In March 2020, the SEC proposed amendments meant to “harmonize” (i.e., remove inconsistencies) from the rules surrounding exempt offerings. On November 2, 2020, the SEC adopted the following amendments to the existing rules, which will become effective 60 days after publication in the Federal Register.

The gist of the amendments is that:

  • Issuers can now switch from one offering exemption to another more easily.
  • Regulation A+ limits have been increased for Tier 1 offerings from $15M to $22.5M and for Tier 2 offerings from $50M to $75M in a 12-month period.
  • Regulation Crowdfunding offering limits have been increased from $1,070,000 to $5M in a 12-month period; investment limits have been removed for Accredited investors; and non-accredited investors can user the greater of their income or net worth when determining investment limits.
  • Rule 504 limits have been increased from $5M to $10M.
  • Rules regarding “demo day” communications and “testing the waters” solicitations of interest have been clarified as follows:
    • Issuers can now use “generic solicitation of interest materials” to test the waters for an exempt offering prior to determining which exemption it will use to sell its securities.
    • Regulation Crowdfunding Issuers can “test the waters” to gauge interest prior to filing their Form C with the SEC.
    • An Issuer’s participation in certain “demo day” communications in a setting where potential Issuers are invited to meet with potential investors (organized by a college, incubator, angel investor group, etc.) who have gathered to review investment opportunities for the purpose of investment will not be deemed general solicitation or advertising on the part of the Issuer.
  • Certain disclosure and bad actor disqualification requirements have been made consistent between Regulation D, Regulation A and Regulation Crowdfunding.
  • An Accredited investor verification for an investor who previously invested with an Issuer is now good for a period of up to 5 years so long as “the investor provides a written representation that the investor continues to qualify as an Accredited investor and the Issuer is not aware of information to the contrary.”
  • Integration rules with respect to successive offerings have been clarified; read more on this below.

The financial information an Issuer must provide to non-accredited investors in a Rule 506(b) private placement must mirror the financial information Issuers must provide to investors of Regulation A+ offerings; read more on this below.


One of the harmonization efforts was aimed at a concept called “integration,” which occurs when an Issuer makes parallel or successive offerings in close time proximity.

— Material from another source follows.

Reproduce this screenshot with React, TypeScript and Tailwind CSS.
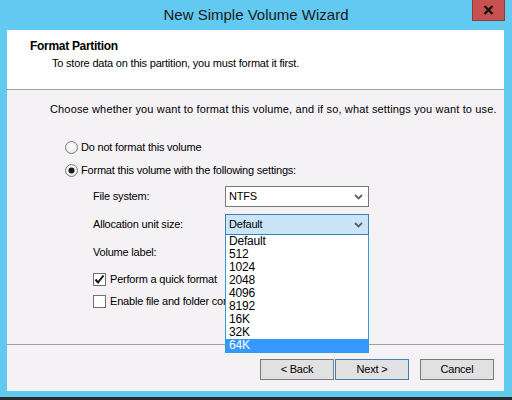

In such cases, the SEC may take the position that the two offerings are really part of the same offering for purposes of determining compliance with securities laws. The issue is that if the offerings are integrated, the exemption may no longer be available.

For instance:

  1. What if an Issuer engaged in a Rule 506(b) offering that included 20 non-accredited/sophisticated investors and then did a second offering with another 20 non-accredited/sophisticated investors? If the two offerings were integrated (i.e., combined), collectively, the single offering would violate securities rules as it had exceeded the limit of 35 non-accredited investors.
  2. Or alternatively, if one offering was a Rule 506(b) offering followed closely by a Rule 506(c) offering, and the two offerings were integrated, the 506(b) exemption could be disallowed because general solicitation and advertising was used to attract investors in the Rule 506(c) offering; or conversely, the Rule 506(c) exemption could be disallowed because the investors in the Rule 506(b) offering were not all verified Accredited investors.

The final rule offered the following 4 “safe harbors” from integration:

Safe Harbor 1:

A Rule 506(b) offering where advertising is prohibited that follows a prior Rule 506(c) offering in which advertising is allowed, will not be integrated as long as:

There is a gap of 30 days between the time the first offering was completed and the second offering was started, and

  • The issuer did not find investors for the subsequent Rule 506(b) offering through advertising or the Issuer can demonstrate that it established a “substantive relationship”[1] with each investor prior to the commencement of the Rule 506(b) offering.

Safe Harbor 2:

A Regulation S offering[2] will not be integrated with other offerings. This means you can do a concurrent Regulation S and Rule 506 offering, without having the offerings be integrated.

Safe Harbor 3: 

A registered offering will not be integrated with a prior offering if the offering is made after:

  • A terminated or completed Rule 506(b) offering;
  • A terminated or completed Rule 506(c) offering made only to qualified institutional buyers and institutional accredited investors; or
  • A Rule 506(c) offering terminated or completed more than 30 calendar days prior to the commencement of the registered offering.

Safe Harbor 4:

An offering that allows advertising — such as Rule 506(c) — can immediately follow completion of an offering that doesn’t allow advertising without integration (no 30-day gap required).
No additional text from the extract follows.